Child’s Brain Development: 3 to 5 years
If you feel like every time you turn around, your child has learnt something new, you’re not mistaken. The preschool time is a period of rapid brain development in children which is fed by two simultaneous processes: synaptogenesis and myelination. Synaptogenesis is a phenomenon that that links neurons together into sophisticated networks through creation of new synapses in the brain. Myelination on the other hand sheathes the nerves in a fatty, protective coating that enables faster transmission of signals to the brain. The resulting elaborate and increasingly efficient neural network allows for speedy communication between various regions of the brain, leaving your child poised to learn anything and everything ranging from a new word to a new song to a new concept on how the universe works. Following are some of the ways you may see brain development displayed in your child:
A child’s brain grows in a preprogrammed, bottom-to-top sequence from the brainstem, which controls the most basic bodily functions, to the cortex which governs the most complex thinking. Experts say that there are critical periods in the brain development cycle during which children are a little sensitive to the environment for learning, which includes everything from proper stimulation to optimum nutrition. From there on, cognitive advancements depend on stimulations of neurons and their connections that strengthen them and broaden their functionality.

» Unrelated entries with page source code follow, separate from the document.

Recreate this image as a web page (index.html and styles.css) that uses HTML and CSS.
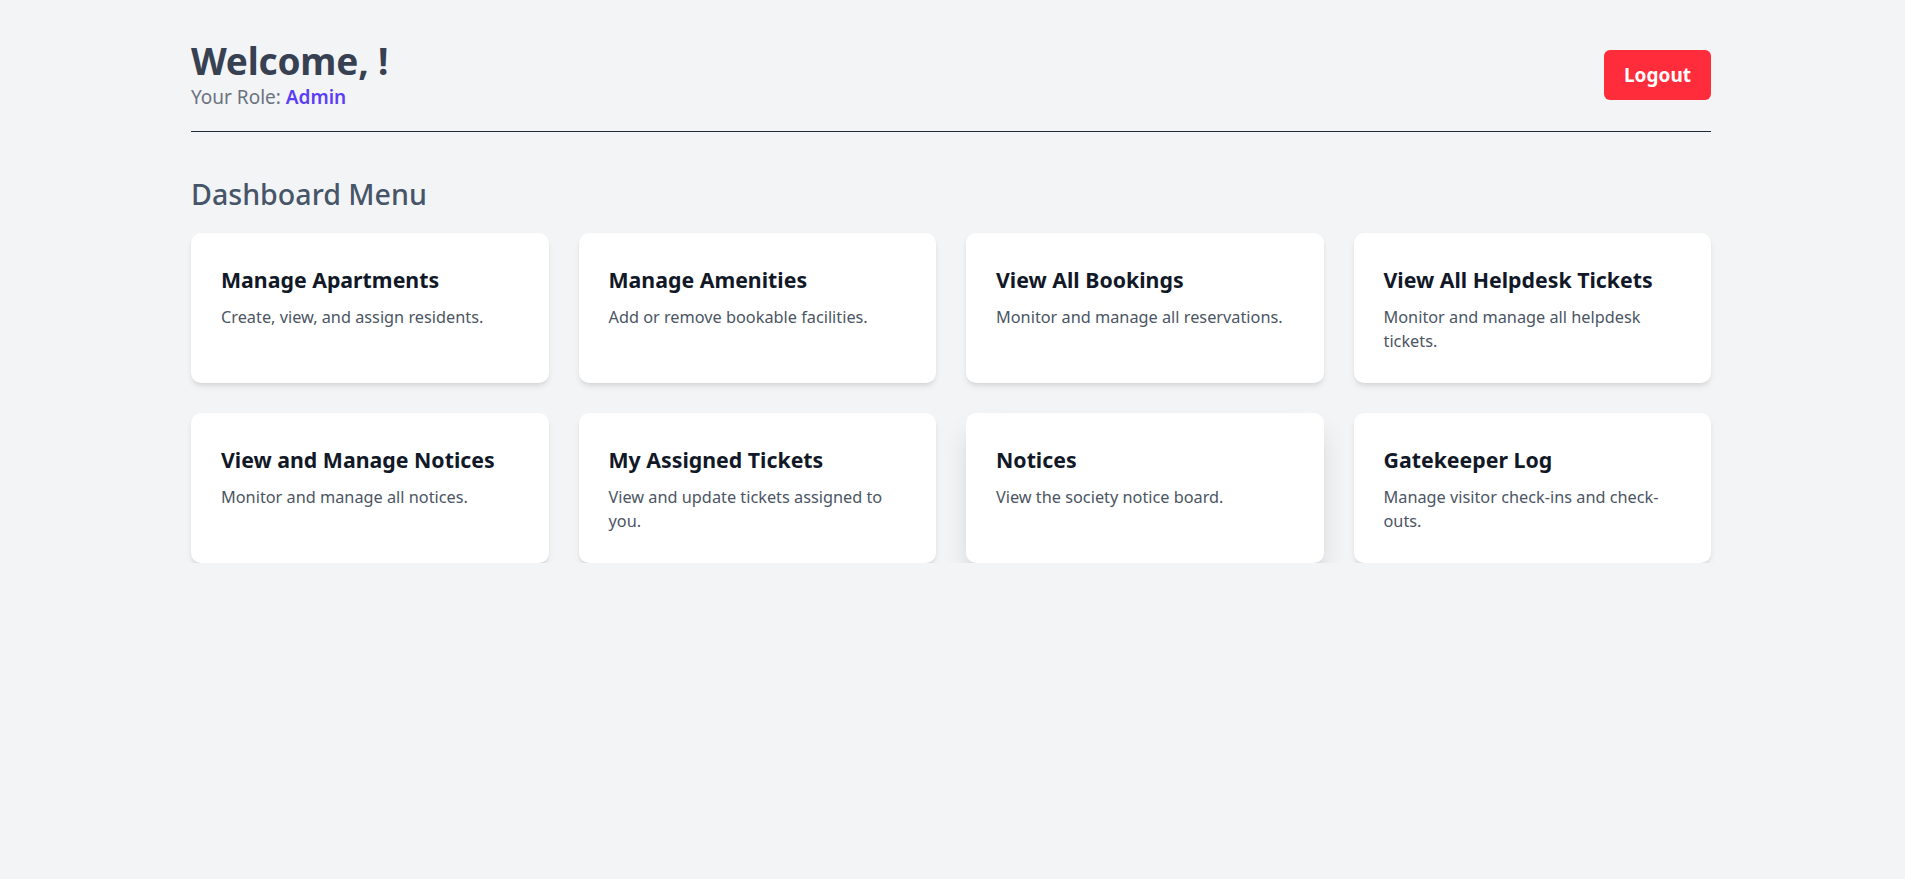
FILE: index.html
```html
<!DOCTYPE html>
<html lang="en">
<head>
<meta charset="utf-8">
<title>Dashboard</title>
<link rel="stylesheet" href="styles.css">
</head>
<body>
<div class="page">
  <header class="header">
    <div class="welcome">
      <h1 class="welcome-title">Welcome, !</h1>
      <p class="welcome-role">Your Role: <span class="role-name">Admin</span></p>
    </div>
    <button class="logout-btn" type="button">Logout</button>
  </header>

  <h2 class="section-title">Dashboard Menu</h2>

  <div class="menu-grid">
    <a class="card" href="#">
      <h3 class="card-title">Manage Apartments</h3>
      <p class="card-desc">Create, view, and assign residents.</p>
    </a>
    <a class="card" href="#">
      <h3 class="card-title">Manage Amenities</h3>
      <p class="card-desc">Add or remove bookable facilities.</p>
    </a>
    <a class="card" href="#">
      <h3 class="card-title">View All Bookings</h3>
      <p class="card-desc">Monitor and manage all reservations.</p>
    </a>
    <a class="card" href="#">
      <h3 class="card-title">View All Helpdesk Tickets</h3>
      <p class="card-desc">Monitor and manage all helpdesk tickets.</p>
    </a>
    <a class="card" href="#">
      <h3 class="card-title">View and Manage Notices</h3>
      <p class="card-desc">Monitor and manage all notices.</p>
    </a>
    <a class="card" href="#">
      <h3 class="card-title">My Assigned Tickets</h3>
      <p class="card-desc">View and update tickets assigned to you.</p>
    </a>
    <a class="card card--hover" href="#">
      <h3 class="card-title">Notices</h3>
      <p class="card-desc">View the society notice board.</p>
    </a>
    <a class="card" href="#">
      <h3 class="card-title">Gatekeeper Log</h3>
      <p class="card-desc">Manage visitor check-ins and check-outs.</p>
    </a>
  </div>
</div>
</body>
</html>
```

FILE: styles.css
```css
* {
  box-sizing: border-box;
}

body {
  margin: 0;
  padding-right: 3px;
  background: #f3f4f6;
  font-family: "Noto Sans", "Open Sans", sans-serif;
  color: #1f2937;
}

.page {
  max-width: 1520px;
  margin: 0 auto;
  padding-top: 38px;
}

.header {
  display: flex;
  justify-content: space-between;
  align-items: center;
  padding-bottom: 19px;
  border-bottom: 1px solid #1f2937;
}

.welcome-title {
  margin: 0;
  font-size: 37px;
  line-height: 45px;
  font-weight: 700;
  color: #374151;
  letter-spacing: -0.2px;
}

.welcome-role {
  margin: 0;
  font-size: 19px;
  line-height: 29px;
  color: #6b7280;
}

.role-name {
  color: #5b3df5;
  font-weight: 600;
}

.logout-btn {
  width: 107px;
  height: 50px;
  border: none;
  border-radius: 6px;
  background: #ff2d3b;
  color: #ffffff;
  font-family: inherit;
  font-size: 19px;
  font-weight: 700;
  cursor: pointer;
}

.section-title {
  margin: 44px 0 21px;
  font-size: 28.6px;
  line-height: 36px;
  font-weight: 500;
  color: #475569;
}

.menu-grid {
  display: grid;
  grid-template-columns: repeat(4, 1fr);
  gap: 30px;
}

.card {
  display: block;
  min-height: 150px;
  padding: 32px 30px 30px;
  background: #ffffff;
  border-radius: 10px;
  text-decoration: none;
  box-shadow: 0 4px 6px -1px rgba(0, 0, 0, 0.1), 0 2px 4px -2px rgba(0, 0, 0, 0.08);
}

.card:hover,
.card--hover {
  box-shadow: 0 16px 28px -4px rgba(0, 0, 0, 0.14), 0 8px 10px -6px rgba(0, 0, 0, 0.1);
}

.card-title {
  margin: 0 0 10px;
  font-size: 21.3px;
  line-height: 30px;
  font-weight: 700;
  color: #111827;
}

.card-desc {
  margin: 0;
  font-size: 16.3px;
  line-height: 24px;
  color: #4b5563;
}
```
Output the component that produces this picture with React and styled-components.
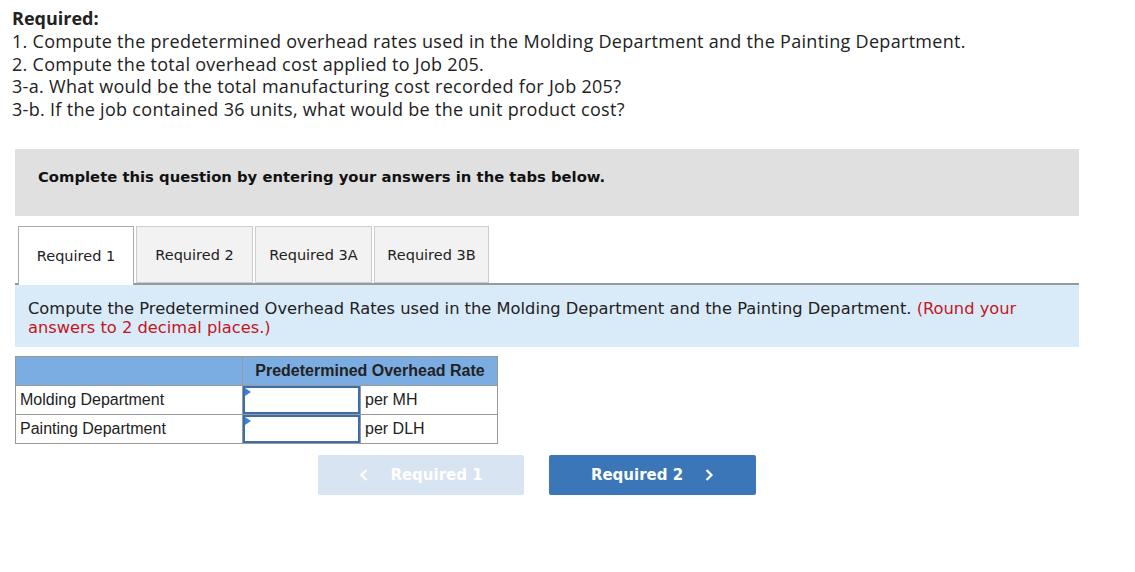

While most children are unable to read by the age of 5, they start to recognize letters and associate them with sounds between 3 and 5 years of age. When you show your child the ABCs saying the letters aloud, it requires them to use at least three different areas of their cortex to successfully process that information. To be more specific, the visual cortex sorts out the symbols that the child is seeing, the angular gyrus associates those symbols with the sounds of the letters and the Wernicke’s area is where the connection to this understanding is established.
As your kid’s agility grows like running, jumping, climbing and learning to perform even more complicated feats, their brain continues to hone processes that are key balance and coordination. Children also develop executive functions during preschool years which control memory, timing, and sequencing – the abilities that are essential for complex physical activities like riding a bike and throwing and catching a ball. The key to advancements is repetition, so that neural connections are strengthened with the use of both small and large muscle movements. You will be able to observe the progress when your child starts performing activities like walking backwards, skipping, hopping on one foot etc.
Moreover, at this age, fine motor skills also become important, as your child learns to draw, write, build and create using different ways that require their hands to coordinate precisely with their brain
Have you ever wondered why its so difficult to distinguish and understand sounds and syllables that are not a part of your native language. Even for your toddler, their brain first forms the synaptic connection which is necessary to hear and produce sounds used by all the languages around the world. With repeated use, these connections become strengthened or are pruned away to favor the sounds that the child hears and uses in their native language.
As time passes by, you will observe a change in your child’s ability to distinguish between the languages spoken around them and the ones that are unfamiliar. An infant would react to all spoken languages but by the time they reach preschool, they are engaged when they start to understand what’s being spoken around them and may ignore or get confused by the foreign languages.
Your toddler’s communication skills take a quantum leap during the preschool years. They become better listeners and respond more readily when they are spoken to. Not just with their sentences getting longer and more complex, they also start following directions with more than one steps. For example, they can describe a series of events in sequence and even begin to think out loud through situations.
The key to understand your preschooler’s socialization is the ‘use it or lose it’ rule of brain development. Studies show significant differences between children who have experienced frequent interactions with their parents and other caregivers as opposed to children with less stimulation. Till the age of 3, the child’s brain produces an excess of synaptic connections – many more than they need. Social interactions reinforce the synaptic connections that are involved with language and other form of communication or social expressions, while the connections not in use become weak and gradually disappear. In this way, your child’s social environment literally shaped their brain, a process also known as plasticity.
You might observe similar changes in other areas of social interaction as your child begins to establish relationships with their peers. Between ages 3 and 5, with the help of development of cerebral cortex, your child starts believing that there can be multiple points of view to see the world. In fact, by the age of 4, children become well aware of what they want to play with, which may be in direct conflict with what another child wants. Most of this learning, and understanding takes place through gameplay, which according to experts is a complex series of skills and take time to develop. A s your child starts to play with other kids, they begin to learn the trial and error method to cooperate and negotiate with other children through sharing and taking turns.